Hi,

On Wed, May 17, 2017 at 10:31:21AM +0200, Jan Glauber wrote:
> Add support for the PMU counters on Cavium SOC memory controllers.
> 
> This patch also adds generic functions to allow supporting more
> devices with PMU counters.

Please add a short description of the PMU. e.g. whether counters are
programmable, how they relate to components in the system.
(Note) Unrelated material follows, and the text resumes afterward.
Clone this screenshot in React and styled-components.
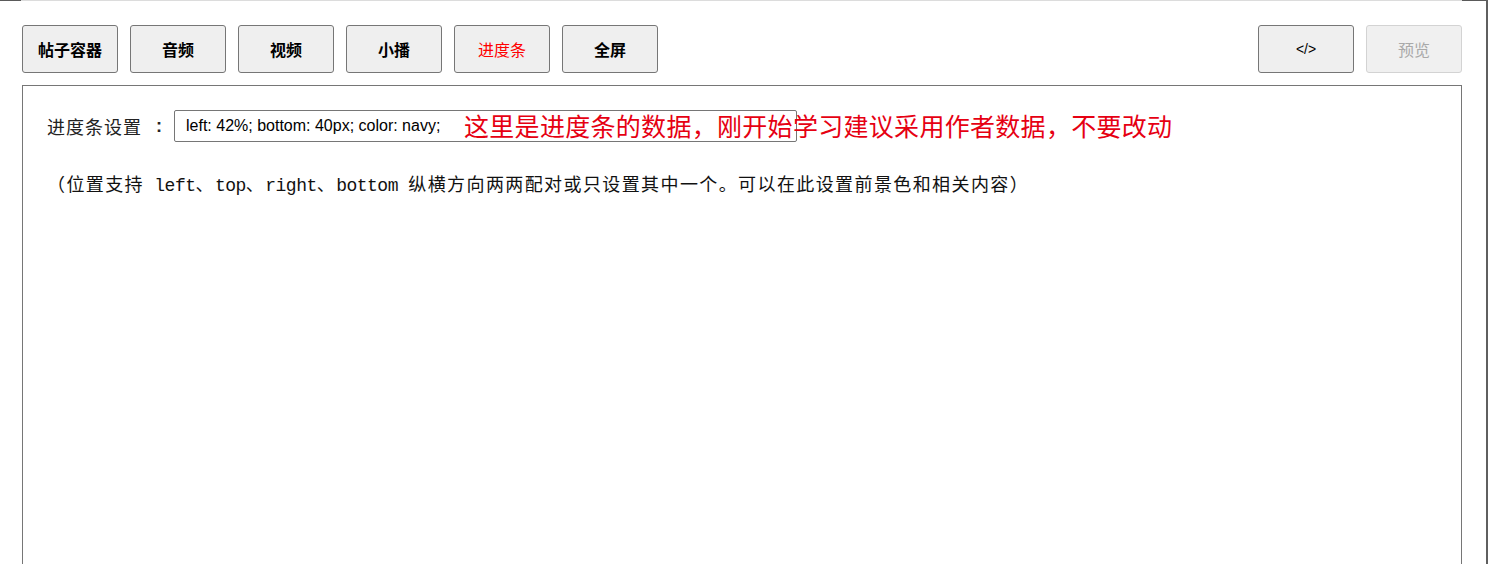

> @@ -810,6 +812,9 @@ static int thunderx_lmc_probe(struct pci_dev *pdev,
>               }
>       }
>  
> +     if (IS_ENABLED(CONFIG_CAVIUM_PMU))
> +             lmc->pmu_data = cvm_pmu_probe(pdev, lmc->regs, CVM_PMU_LMC);

I don't think this makes sense given CAVIUM_PMU is a tristate. This
can't work if that's a module.

> @@ -824,6 +829,9 @@ static void thunderx_lmc_remove(struct pci_dev *pdev)
>       struct mem_ctl_info *mci = pci_get_drvdata(pdev);
>       struct thunderx_lmc *lmc = mci->pvt_info;
>  
> +     if (IS_ENABLED(CONFIG_CAVIUM_PMU))
> +             cvm_pmu_remove(pdev, lmc->pmu_data, CVM_PMU_LMC);

Likewise.

[...]

> +#define to_pmu_dev(x) container_of((x), struct cvm_pmu_dev, pmu)
> +
> +static int cvm_pmu_event_init(struct perf_event *event)
> +{
> +     struct hw_perf_event *hwc = &event->hw;
> +     struct cvm_pmu_dev *pmu_dev;
> +
> +     if (event->attr.type != event->pmu->type)
> +             return -ENOENT;
> +
> +     /* we do not support sampling */
> +     if (is_sampling_event(event))
> +             return -EINVAL;
> +
> +     /* PMU counters do not support any these bits */
> +     if (event->attr.exclude_user    ||
> +         event->attr.exclude_kernel  ||
> +         event->attr.exclude_host    ||
> +         event->attr.exclude_guest   ||
> +         event->attr.exclude_hv      ||
> +         event->attr.exclude_idle)
> +             return -EINVAL;
> +
> +     pmu_dev = to_pmu_dev(event->pmu);
> +     if (!pmu_dev)
> +             return -ENODEV;

This cannot happen given to_pmu_dev() is just a container_of().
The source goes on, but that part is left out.